9. The GST Act is a complete Code in itself. A specific provision has been contemplated that if the goods are not recorded in the books of account, then the Proper Officer shall proceed as per the provision of Sections 73/74 of the GST Act. Once the Act specifically contemplates that action to be taken, then the provision of section 130 of the GST Act cannot be pressed into service.
10. The issue in hand is not res integra.
11. This Court in Vijay Trading Company (supra) has categorically held that the proceedings under section 130 of the GST Act cannot be put to service in case excess stock is found at the time of survey. The said judgement of this Court has been affirmed by the Apex Court in Vijay Trading Company (supra). Further, in PP Polyplast Private Limited (supra), the Apex Court has held that the law is clear on the subject that the proceedings under section 130 of the GST Act cannot be put to service if excess stock is found at the time of survey.

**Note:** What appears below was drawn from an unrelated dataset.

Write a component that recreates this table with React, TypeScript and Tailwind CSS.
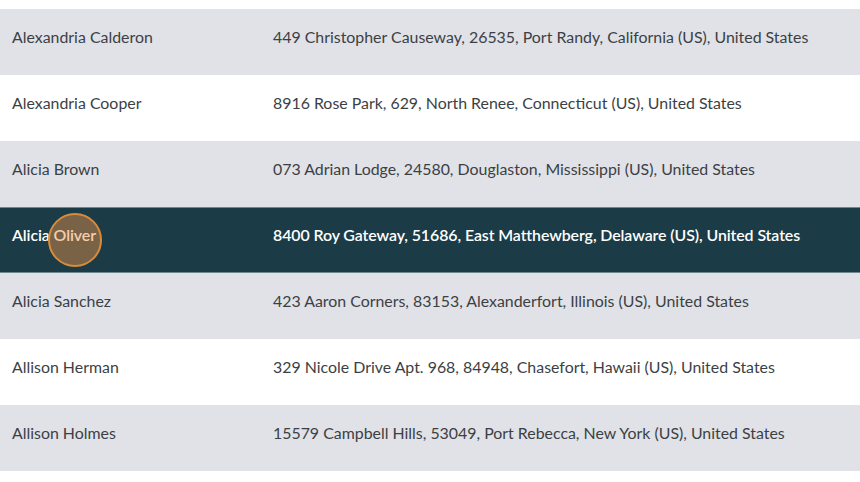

12. In view of the aforesaid facts & circumstances of the case, the impugned orders cannot be sustained in the eyes of law. The same are hereby quashed.
13. The writ petition succeeds and is allowed.
14. Any amount deposited in pursuance of the impugned orders shall be refunded to the petitioner within a month from the date of production of certified copy of this order.